Despite broadcaster lawsuits, Aereo just kept pressing on. Now the company, which offers a cloud-based antenna and DVR technologies that is shaking up the television markets in the cities where it’s offered, is expressing dire concerns over its fate in its U.S. Supreme Court battle with broadcasters set for April 22.
“Despite the fact that consumers have long had the right to use an antenna to watch over-the-air television and make recordings for their own personal use, the major broadcasters filed suit against Aereo in New York alleging copyright infringement and sought to prevent Aereo from providing its technology,” Aereo CEO Chet Kanojia said in a blog post. “The broadcasters asked the Court to deny you, the consumer, the ability to use the cloud to access a more modern-day television antenna and DVR.”
Kanojia explained that the injunction has been denied three times in the case against Aereo -- once by a federal district court and twice at the Second Circuit Court of Appeals. With the case headed to the U.S. Supreme Court and oral arguments set for April 22, the company filed its response brief arguing that its innovation is absolutely legal.
“We have every confidence that the Court will validate and preserve a consumer’s right to access local over-the-air television using an individual antenna, make a personal recording with a DVR, and watch that recording on a device of their choice,” Kanojia said. “We think you should be able to decide whether you use home equipment or whether you take advantage of the ease, convenience and lower cost of cloud-based equipment and storage.”

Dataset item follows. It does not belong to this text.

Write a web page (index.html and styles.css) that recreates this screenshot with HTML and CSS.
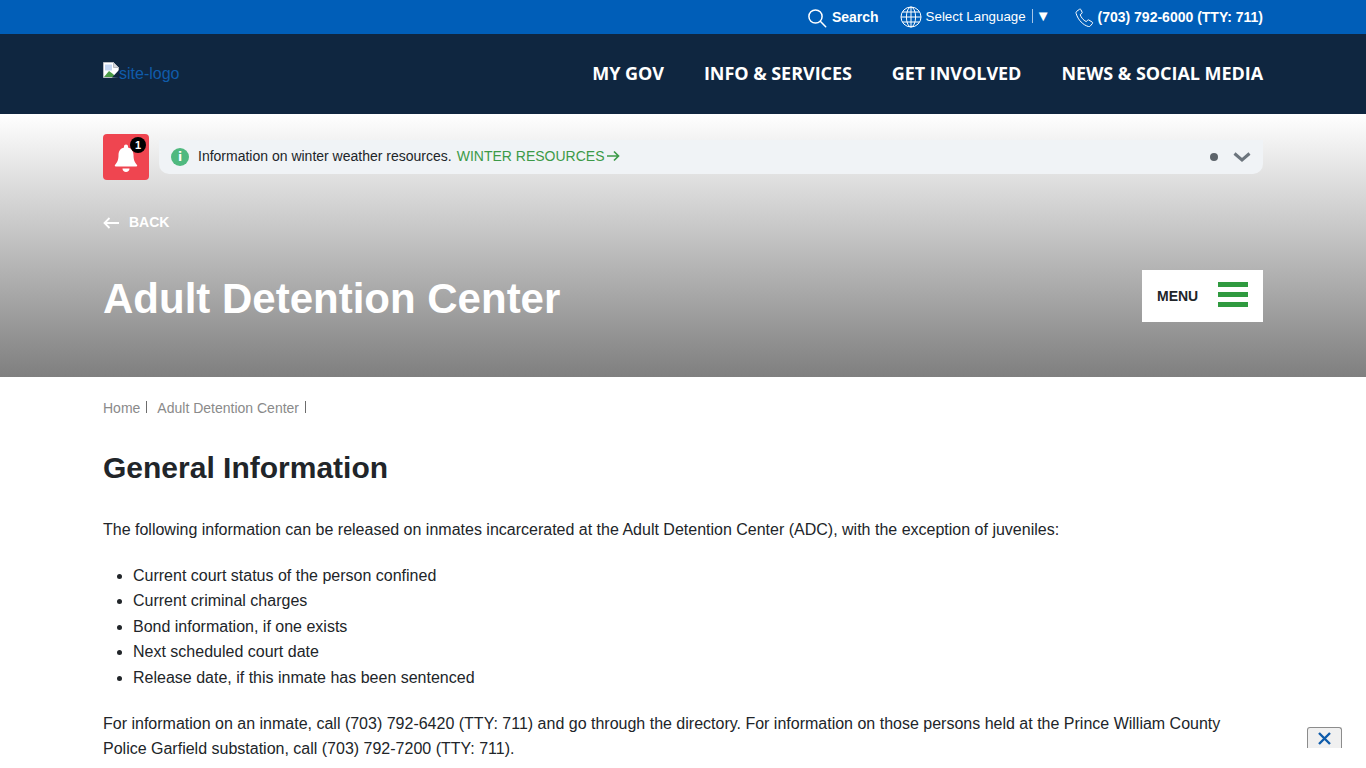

In the blog post, Kanojia described how his company’s technology leverages the power of the Internet to create a “smarter, more sophisticated” over-the-air antenna for the digital world combined with a user-friendly, cloud-based DVR that lets you watch programs from pretty much any Internet-connected device.
Consumers can pause, rewind and fast-forward any program that they are watching live, or save programs for future viewing. Aereo membership starts at $8 a month. That's quite the bargain for what it offers. Right now, Aereo is only available in New York, Boston, Atlanta, Salt Lake City, Miami, Houston and Dallas. But more cities are coming online in the months ahead -- if the company survives the lawsuits against it.
We caught up with Ross Rubin, a principal analyst at Reticle Research, to get his take on the hubbub. He told us the case comes down to whether the court interprets the Aereo service as an unauthorized retransmission of broadcast signals or as a consumer extending his antenna -- on which he has the right to receive the broadcast -- over the Internet. In some ways it may sound like semantics, but it is important for the legal arguments.
“There’s been a lot of rhetoric on both sides about the implications of what the court may decide. Of course, often the court decides in a way that is not wholly in favor of one side or another, so it’s difficult to know what the ultimate implications will be,” Rubin said. “But the fundamental question comes down to is control -- whether broadcasters or consumers have the right to determine how consumers receive their programming.”
Broadcasters want to collect retransmission fees from cable companies for over-the-air content. Aereo is competition on that front. There are alternatives to Aereo that haven’t put broadcasters up in arms. One of them is called Simple TV. The difference may be significant from a legal standpoint in that Simple TV is a device that’s actually in your home.
“Simple TV can also deliver over-the-air content to tablets and smartphones and it can also record shows, just like Aereo,” Rubin said. “But instead of being in the cloud it’s in your home. It’s a bit more like Slingbox so you are just sending it to yourself on your own devices.”